We remain deeply concerned about how this process has been conducted, and believe it is in everyone’s interests for it to be resolved as soon as as possible.”

Mike Lynch

An update from Mike Lynch

Thank you for coming to this site over the past few weeks. It has now been over a month since Meg Whitman, the CEO of Hewlett Packard, launched a series of allegations against me and my former colleagues. This site will remain the place where we post information that is relevant for the outside world as we continue to reject these allegations.

I’m glad that people have taken the time to hear from me directly. I would also like to take this moment to thank everyone for the huge amount of support and friendly messages you have sent to us through the site. This has been a very difficult time and we appreciate your support a great deal.

Ever since Meg Whitman launched these accusations we have been asking what she meant.
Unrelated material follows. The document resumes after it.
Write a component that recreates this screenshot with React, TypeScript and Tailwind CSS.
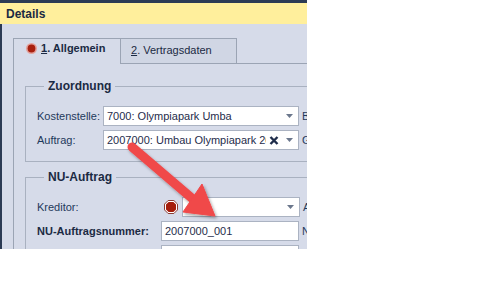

I’m sorry to say we have got no further and we are still waiting for her to explain her claims and provide the material on which they are based.

As I have said before, we do not understand the allegations, or how they could possibly add up to a write down of over $5 billion.

In the absence of greater clarity from Meg, we are looking now to HP’s 10-K filing that is due before the end of the year. This document should  contain information about finances and management that all American businesses are required to lodge each year with the U.S. Securities and Exchange Commission. We look forward to HP providing in it a comprehensive disclosure and explanation of its position and calculations.

I won’t go into the detail of our rebuttal again, for it is set out clearly in the open letter published here on the site. All I will say is that I look forward to this situation being resolved as soon as possible.

The technology industry remains one of the most exciting areas in the world to live and work in. New innovations are taking place every day, all around us. I am looking forward to 2013 being another year of tremendous progress.

Thank you again for your interest and support.